What is the difference between anonymization and pseudonymization under GDPR?+
Pseudonymized data replaces identifiers with tokens but keeps a key that can re-link records to people, so GDPR Article 4(5) still treats it as personal data. Anonymized data is irreversibly stripped of any link to an individual, and under Recital 26 it falls outside GDPR. The test is whether re-identification is reasonably likely using all available means.
Does GDPR Recital 26 mean anonymous data is exempt?+
Yes. Recital 26 states that data protection principles do not apply to anonymous information or to personal data rendered anonymous so the data subject is no longer identifiable. The bar is high: you must weigh all means reasonably likely to be used to re-identify, including by third parties, accounting for cost, time, and available technology.
Can I use production data in my staging or test environment?+
Copying production personal data into non-production environments is processing under GDPR and usually requires a lawful basis, access controls, and often a DPIA under Article 35. It also widens your breach surface.

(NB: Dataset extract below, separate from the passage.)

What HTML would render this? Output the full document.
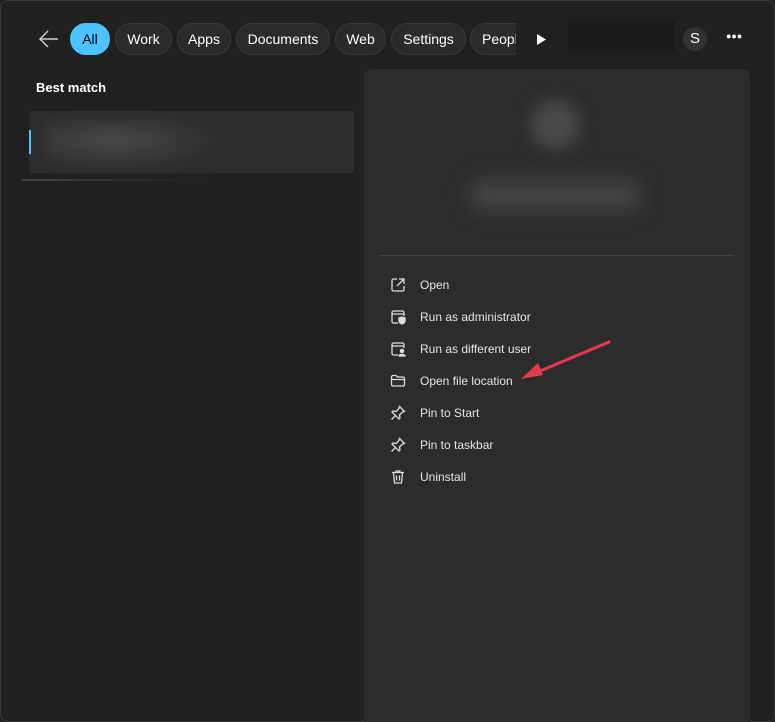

Most teams avoid this by generating synthetic data for dev, QA, and staging, so no real personal data ever leaves production.
Does CCPA treat de-identified and synthetic data differently from GDPR?+
The CCPA/CPRA excludes de-identified and aggregate consumer information from personal information, provided the business cannot reasonably re-identify it and commits to keeping it de-identified. Synthetic data with no link to a real consumer sits outside CCPA scope, mirroring the GDPR position on anonymous data.
Is generating fake names and SSNs for testing legal?+
Generating fictional names, addresses, and structurally valid test identifiers for software testing, QA, and privacy work is legal and common. It becomes illegal when used to impersonate a real person or commit fraud. Reputable generators use never-issued or reserved ranges and sandbox test numbers, so values pass format checks without matching a real person.